Abstract-Multicore systems are increasingly adopted across many application domains. Consequently, understanding their performance is becoming an important issue for a growing number of users. However, performance analysis of parallel programs on multicore systems is still challenging, especially for large programs or applications developed in multiple programming languages. This paper proposes an analytical modelling approach for studying the parallelism and energy performance of shared-memory programs on multicore systems. The proposed model derives the speedup and speedup loss from data dependency and memory overhead in traditional UMA and NUMA multicore systems, and emerging platforms such as ARM multicores. Using only widely available inputs derived from the trace of the operating system run-queue and hardware events counters, the proposed model achieves high practicality and generality across many types of sharedmemory programs running on different multicore platforms. Applications of the model include understanding achieved speedup and parallelism loss, and prediction of optimal core and memory configuration, where the optimality criteria is minimum execution time, minimum energy usage or a tradeoff between these two.
I. INTRODUCTION
Parallel systems with large number of cores now form the backbone of processing in a wide range of devices, including embedded systems, graphic processing units and large servers. Furthermore, technology trends consistently show that multicores are growing in at least two directions: widening of adoption and increase in core counts with each technology generation. However, the memory bandwidth that is shared among cores is increasing at a much slower rate, because of wire delays and power dissipation, among others. Thus, off-chip memory bandwidth available per core is not keeping pace with the growth in the number of cores. Furthermore the memory capacity available per dollar continues to grow according to Moore's Law, and therefore larger problem sizes become feasible to be executed on multicore systems. These two trends suggest that memory contention among cores is an increasing concern in exploiting multicore systems. Coupled with the hardware shift to multicore, software is undergoing an evolution. Traditional parallel programming techniques such as Fortran, C or C++ supported by POSIX threads and OpenMP are joined by new software systems such as Cilk, Fortress or X10 for sharedmemory systems, CUDA and OpenCL for GPGPU, among many other parallel programming tools.

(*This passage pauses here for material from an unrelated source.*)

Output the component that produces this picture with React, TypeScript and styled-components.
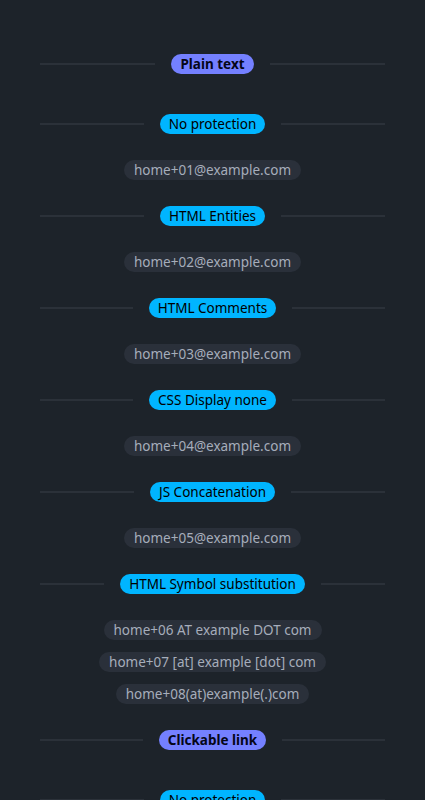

These changes in hardware and software systems pose new challenges in understanding the performance of multicore systems. Multicore brings a growing spectrum of parallel programming options such as programming models, languages, types of multicore systems, problem size, number of threads, number of cores, thread-to-core mapping and memory architecture, among others. This leads to significant challenges in understanding the performance loss associated with each choice. With the wide adoption of multicore systems, there is a growing need for performance analysis methods that are general enough to be applied across both software and hardware platforms.

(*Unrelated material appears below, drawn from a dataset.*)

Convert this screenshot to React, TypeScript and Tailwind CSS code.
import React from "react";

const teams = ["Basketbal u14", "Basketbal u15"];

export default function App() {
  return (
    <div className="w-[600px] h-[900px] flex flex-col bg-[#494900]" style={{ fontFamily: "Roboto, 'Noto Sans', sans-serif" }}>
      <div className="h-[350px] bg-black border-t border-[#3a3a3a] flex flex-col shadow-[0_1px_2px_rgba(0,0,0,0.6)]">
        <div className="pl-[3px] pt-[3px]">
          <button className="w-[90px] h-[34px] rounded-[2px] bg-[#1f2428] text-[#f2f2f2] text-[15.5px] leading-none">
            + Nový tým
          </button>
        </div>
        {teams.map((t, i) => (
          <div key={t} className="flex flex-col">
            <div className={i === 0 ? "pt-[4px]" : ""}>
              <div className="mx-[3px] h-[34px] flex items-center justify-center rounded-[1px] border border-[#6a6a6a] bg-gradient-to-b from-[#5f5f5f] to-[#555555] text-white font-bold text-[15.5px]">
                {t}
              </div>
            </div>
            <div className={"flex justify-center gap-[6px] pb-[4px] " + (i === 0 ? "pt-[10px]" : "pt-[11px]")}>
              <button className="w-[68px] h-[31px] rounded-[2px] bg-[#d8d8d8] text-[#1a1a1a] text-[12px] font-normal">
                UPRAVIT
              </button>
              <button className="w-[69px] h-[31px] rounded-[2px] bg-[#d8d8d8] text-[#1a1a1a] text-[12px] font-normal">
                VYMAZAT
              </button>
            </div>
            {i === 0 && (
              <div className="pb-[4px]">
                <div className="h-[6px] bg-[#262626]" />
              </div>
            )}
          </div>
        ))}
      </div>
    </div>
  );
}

Current performance analysis approaches can be compared based on three key design trade-offs: ease of use, intrusiveness of the method and accuracy of the results. Recently, a shift in analysis methods recognize that the performance of large parallel programs depends on a multi-dimensional space of options and configuration parameters, including programming models, number of threads and processor cores, problem size, memory architecture, thread-to-core placement among others. Therefore, the ease of applying the performance analysis methods across this parameter space is a crucial design criteria [3] , [4] . Methods that rely on empirical data, such as regression based-approaches, neural networks and machine learning [3] , [5] typically produce good accuracy but require significant modelling effort or large volume of training data. On the other hand, traditional methods for performance analysis include software instrumentation methods and trace-driven analysis [1] , [2] . However, while they have good accuracy, these approaches are intrusive and often tailored to a particular programming language or platform. This leads to difficulty in generalizing them across programming languages and models or across different hardware platforms. Furthermore, analytical models are easy to apply, but often the simplifying assumptions about the hardware platform reduce their accuracy below practical usefulness. Finally, analytical models often do not use inputs which are easily available [6] , [7] . Therefore there is a need for performance analysis methods that have minimal intrusiveness and can scale across different platforms.
The rest of this paper is organized as follows: Section II describes the objective, approach and contributions, then in section III we present an overview of the modelling approach. Section IV shows brief validation results and two applications of the model for understanding the performance and optimizing the execution of a shared-memory program. The paper is concluded in section V by presenting current status and further work.
II. OBJECTIVE AND APPROACH The objective of our work is to develop an analytical modelling framework for understanding the parallelism and energy performance of shared-memory programs, across multiple programming languages and multicore architectures. Our model predicts the speedup and energy require-ments of shared-memory programs, and the speedup loss due to data-dependency and memory contention among cores. Using predictions from our model, parallel program executions can be optimized by maximizing the speedup, minimizing energy requirements or achieving a trade-off between speedup and energy use.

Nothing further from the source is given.